Whether the petitioner had a proper purpose germane to his interest as a shareholder to compel Honeywell to produce its corporate records.

Petitioner had utterly no interest in the affairs of Honeywell before he learned of Honeywell's production of fragmentation bombs. Immediately after obtaining this knowledge, he purchased stock in Honeywell for the sole purpose of asserting ownership privileges in an effort to force Honeywell to cease such production.

Rule

A stockholder must demonstrate a proper purpose germane to their interest as a shareholder to inspect corporate books and records, and motivations solely based on social or political beliefs do not qualify.

A stockholder who bought shares in a corporation for the sole purpose of bringing a suit to compel production of corporate books and records, who is motivated by preexisting social and political beliefs, and who has no concern for the economic well-being of the corporation, does not have a proper purpose germane to his interest as a shareholder and, therefore, cannot compel production of a corporation's shareholder lists or business records.

Analysis

The court analyzed the petitioner's motivations and determined that his sole purpose for purchasing shares was to influence Honeywell's business practices based on his political beliefs regarding the Vietnam War.
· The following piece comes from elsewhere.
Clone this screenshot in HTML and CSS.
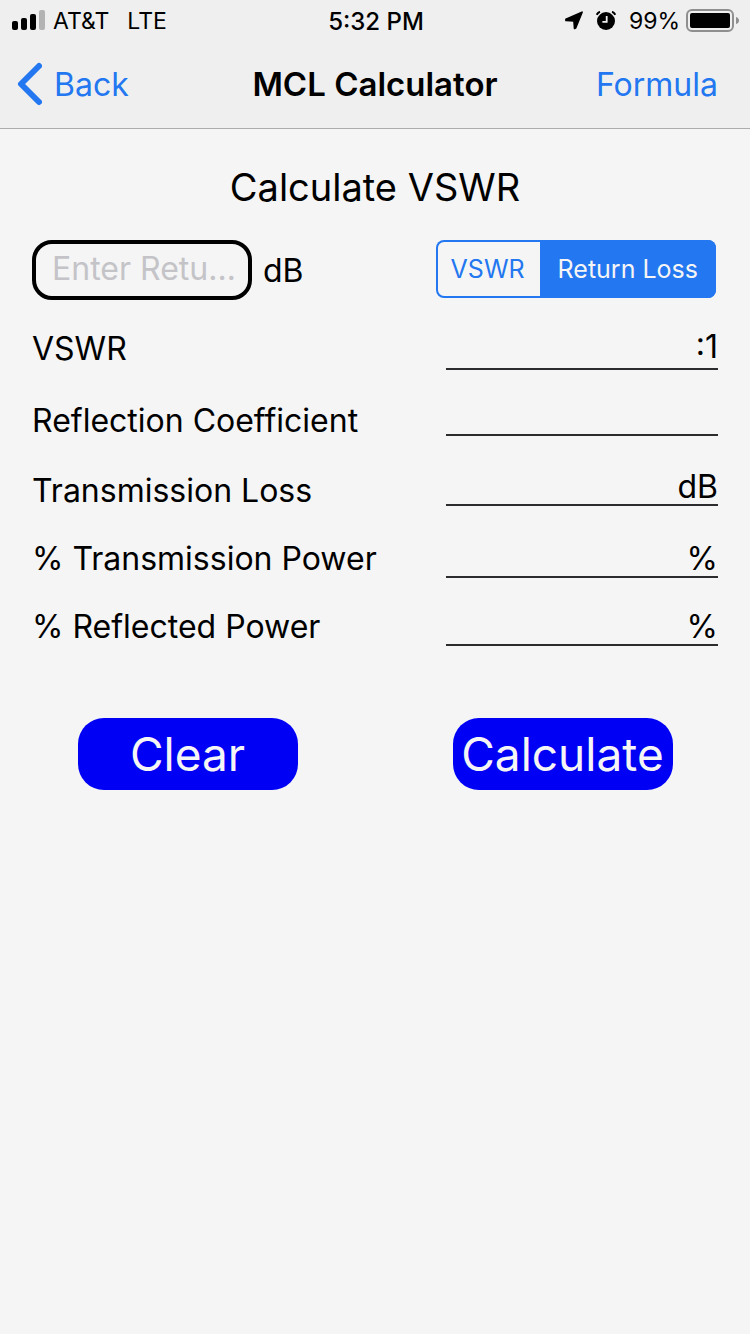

The court concluded that such motivations did not constitute a proper purpose germane to his interest as a shareholder, as he was not concerned with the economic well-being of the corporation.

The trial court, in effect, has found from all the facts that petitioner was not interested in even the long-term well-being of Honeywell or the enhancement of the value of his shares. His sole purpose was to persuade the company to adopt his social and political concerns, irrespective of any economic benefit to himself or Honeywell.

Conclusion

The court affirmed the trial court's decision, ruling that the petitioner did not have a proper purpose to compel the production of Honeywell's records.

The order of the trial court denying the writ of mandamus is affirmed.

Who won?

Honeywell, Inc. prevailed in the case because the court found that the petitioner lacked a proper purpose germane to his interest as a shareholder.

Honeywell is a Delaware corporation doing business in Minnesota. Both petitioner and Honeywell spent considerable effort in arguing whether Delaware or Minnesota law applies.